The functions or algorithms described herein may be implemented in software in one embodiment. The software may consist of computer executable instructions stored on computer readable media or computer readable storage device such as one or more non-transitory memories or other type of hardware-based storage devices, either local or networked. Further, such functions correspond to modules, which may be software, hardware, firmware or any combination thereof. Multiple functions may be performed in one or more modules as desired, and the embodiments described are merely examples. The software may be executed on a digital signal processor, ASIC, microprocessor, or other type of processor operating on a computer system, such as a personal computer, server or other computer system, turning such computer system into a specifically programmed machine.

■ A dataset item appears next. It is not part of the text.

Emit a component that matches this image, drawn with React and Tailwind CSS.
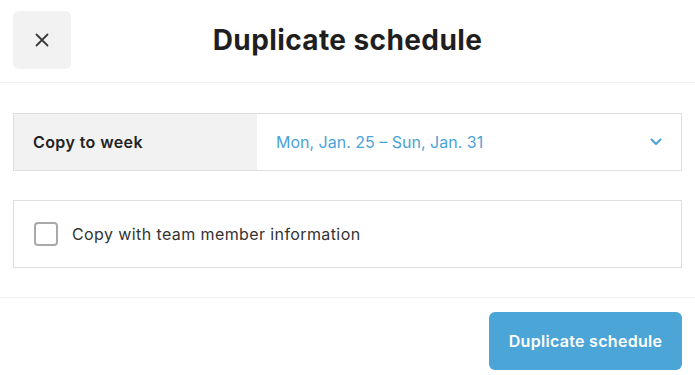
import React from "react";

const App = () => {
  return (
    <div
      className="w-[695px] h-[375px] bg-white text-[#1f1f1f]"
      style={{ fontFamily: "Inter, 'Liberation Sans', sans-serif" }}
    >
      {/* Header */}
      <div className="grid grid-cols-[58px_1fr_58px] items-center h-[83px] px-[13px] pb-[2px] border-b border-[#f0f0f0]">
        <button className="w-[58px] h-[58px] rounded-[6px] bg-[#f2f2f2] flex items-center justify-center">
          <svg width="14" height="14" viewBox="0 0 14 14" fill="none" stroke="#3a3a3a" strokeWidth="1.8" strokeLinecap="round">
            <path d="M1.5 1.5 L12.5 12.5 M12.5 1.5 L1.5 12.5" />
          </svg>
        </button>
        <h1 className="text-center text-[28px] font-bold tracking-[0.4px]">Duplicate schedule</h1>
        <div />
      </div>

      {/* Body */}
      <div className="px-[13px] pt-[30px] pb-[29px] border-b border-[#f0f0f0]">
        <div className="flex h-[58px] border border-[#dedede]">
          <div className="w-[243px] bg-[#f2f2f2] flex items-center pl-[19px] text-[16px] font-semibold tracking-[0.4px] text-[#222]">
            Copy to week
          </div>
          <div className="flex-1 flex items-center justify-between pl-[19px] pr-[19px] text-[16px] text-[#4ba3d8]">
            <span>Mon, Jan. 25 – Sun, Jan. 31</span>
            <svg width="12" height="8" viewBox="0 0 12 8" fill="none" stroke="#4ba3d8" strokeWidth="2" strokeLinecap="round" strokeLinejoin="round">
              <path d="M1.5 1.5 L6 6 L10.5 1.5" />
            </svg>
          </div>
        </div>

        <label className="mt-[29px] flex items-center h-[68px] border border-[#dedede] pl-[20px] gap-[14px]">
          <span className="w-[24px] h-[24px] rounded-[4px] border-2 border-[#a9a9a9] bg-white" />
          <span className="text-[16px] tracking-[0.4px] text-[#333]">Copy with team member information</span>
        </label>
      </div>

      {/* Footer */}
      <div className="flex justify-end px-[13px] pt-[14px]">
        <button className="w-[193px] h-[58px] rounded-[6px] bg-[#4ba5d6] text-white text-[16px] font-semibold tracking-[0.3px]">
          Duplicate schedule
        </button>
      </div>
    </div>
  );
};

export default App;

The functionality can be configured to perform an operation using, for instance, software, hardware, firmware, or the like. For example, the phrase “configured to” can refer to a logic circuit structure of a hardware element that is to implement the associated functionality. The phrase “configured to” can also refer to a logic circuit structure of a hardware element that is to implement the coding design of associated functionality of firmware or software. The term “module” refers to a structural element that can be implemented using any suitable hardware (e.g., a processor, among others), software (e.g., an application, among others), firmware, or any combination of hardware, software, and firmware. The term, “logic” encompasses any functionality for performing a task. For instance, each operation illustrated in the flowcharts corresponds to logic for performing that operation. An operation can be performed using, software, hardware, firmware, or the like. The terms, “component,” “system,” and the like may refer to computer-related entities, hardware, and software in execution, firmware, or combination thereof. A component may be a process running on a processor, an object, an executable, a program, a function, a subroutine, a computer, or a combination of software and hardware. The term, “processor,” may refer to a hardware component, such as a processing unit of a computer system.

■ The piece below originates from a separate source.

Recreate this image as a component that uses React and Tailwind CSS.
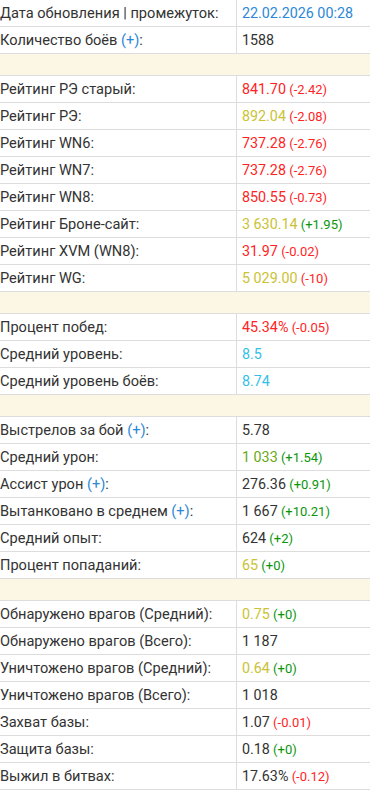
const rows = [
  { l: "Дата обновления | промежуток:", v: "22.02.2026 00:28", vc: "text-[#2b88d8]" },
  { l: "Количество боёв", plus: true, v: "1588" },
  { spacer: true },
  { l: "Рейтинг РЭ старый:", v: "841.70", vc: "text-[#ff2424]", d: "(-2.42)", dc: "text-[#ff2424]" },
  { l: "Рейтинг РЭ:", v: "892.04", vc: "text-[#cbc235]", d: "(-2.08)", dc: "text-[#ff2424]" },
  { l: "Рейтинг WN6:", v: "737.28", vc: "text-[#ff2424]", d: "(-2.76)", dc: "text-[#ff2424]" },
  { l: "Рейтинг WN7:", v: "737.28", vc: "text-[#ff2424]", d: "(-2.76)", dc: "text-[#ff2424]" },
  { l: "Рейтинг WN8:", v: "850.55", vc: "text-[#ff2424]", d: "(-0.73)", dc: "text-[#ff2424]" },
  { l: "Рейтинг Броне-сайт:", v: "3 630.14", vc: "text-[#cbc235]", d: "(+1.95)", dc: "text-[#0a960a]" },
  { l: "Рейтинг XVM (WN8):", v: "31.97", vc: "text-[#ff2424]", d: "(-0.02)", dc: "text-[#ff2424]" },
  { l: "Рейтинг WG:", v: "5 029.00", vc: "text-[#cbc235]", d: "(-10)", dc: "text-[#ff2424]" },
  { spacer: true },
  { l: "Процент побед:", v: "45.34%", vc: "text-[#ff2424]", d: "(-0.05)", dc: "text-[#ff2424]" },
  { l: "Средний уровень:", v: "8.5", vc: "text-[#35bfe8]" },
  { l: "Средний уровень боёв:", v: "8.74", vc: "text-[#35bfe8]" },
  { spacer: true },
  { l: "Выстрелов за бой", plus: true, v: "5.78" },
  { l: "Средний урон:", v: "1 033", vc: "text-[#6aa915]", d: "(+1.54)", dc: "text-[#0a960a]" },
  { l: "Ассист урон", plus: true, v: "276.36", d: "(+0.91)", dc: "text-[#0a960a]" },
  { l: "Вытанковано в среднем", plus: true, v: "1 667", d: "(+10.21)", dc: "text-[#0a960a]" },
  { l: "Средний опыт:", v: "624", d: "(+2)", dc: "text-[#0a960a]" },
  { l: "Процент попаданий:", v: "65", vc: "text-[#cbc235]", d: "(+0)", dc: "text-[#0a960a]" },
  { spacer: true },
  { l: "Обнаружено врагов (Средний):", v: "0.75", vc: "text-[#cbc235]", d: "(+0)", dc: "text-[#0a960a]" },
  { l: "Обнаружено врагов (Всего):", v: "1 187" },
  { l: "Уничтожено врагов (Средний):", v: "0.64", vc: "text-[#cbc235]", d: "(+0)", dc: "text-[#0a960a]" },
  { l: "Уничтожено врагов (Всего):", v: "1 018" },
  { l: "Захват базы:", v: "1.07", d: "(-0.01)", dc: "text-[#ff2424]" },
  { l: "Защита базы:", v: "0.18", d: "(+0)", dc: "text-[#0a960a]" },
  { l: "Выжил в битвах:", v: "17.63%", d: "(-0.12)", dc: "text-[#ff2424]" },
];

const App = () => {
  return (
    <div className="w-[370px] min-h-screen bg-white text-[#333] text-[14px] font-['Roboto',sans-serif]">
      {rows.map((r, i) =>
        r.spacer ? (
          <div key={i} className="h-[22px] bg-[#fcf6e4] border-b border-[#ddd]" />
        ) : (
          <div key={i} className="flex h-[27px] border-b border-[#ddd] leading-[26px]">
            <div className="w-[237px] shrink-0 border-r border-[#ddd] whitespace-nowrap text-[14.6px]">
              {r.l}
              {r.plus && (
                <>
                  {" "}
                  <span className="text-[#2b88d8]">(+)</span>:
                </>
              )}
            </div>
            <div className="pl-[5px] whitespace-nowrap text-[14.3px]">
              <span className={r.vc || ""}>{r.v}</span>
              {r.d && <span className={`text-[13px] ${r.dc}`}> {r.d}</span>}
            </div>
          </div>
        )
      )}
    </div>
  );
};

export default App;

Furthermore, the claimed subject matter may be implemented as a method, apparatus, or article of manufacture using standard programming and engineering techniques to produce software, firmware, hardware, or any combination thereof to control a computing device to implement the disclosed subject matter. The term, “article of manufacture,” as used herein is intended to encompass a computer program accessible from any computer-readable storage device or media. Computer-readable storage media can include, but are not limited to, magnetic storage devices, e.g., hard disk, floppy disk, magnetic strips, optical disk, compact disk (CD), digital versatile disk (DVD), smart cards, flash memory devices, among others. In contrast, computer-readable media, i.e., not storage media, may additionally include communication media such as transmission media for wireless signals and the like.

Although a few embodiments have been described in detail above, other modifications are possible. For example, the logic flows depicted in the figures do not require the particular order shown, or sequential order, to achieve desirable results. Other steps may be provided, or steps may be eliminated, from the described flows, and other components may be added to, or removed from, the described systems. Other embodiments may be within the scope of the following claims.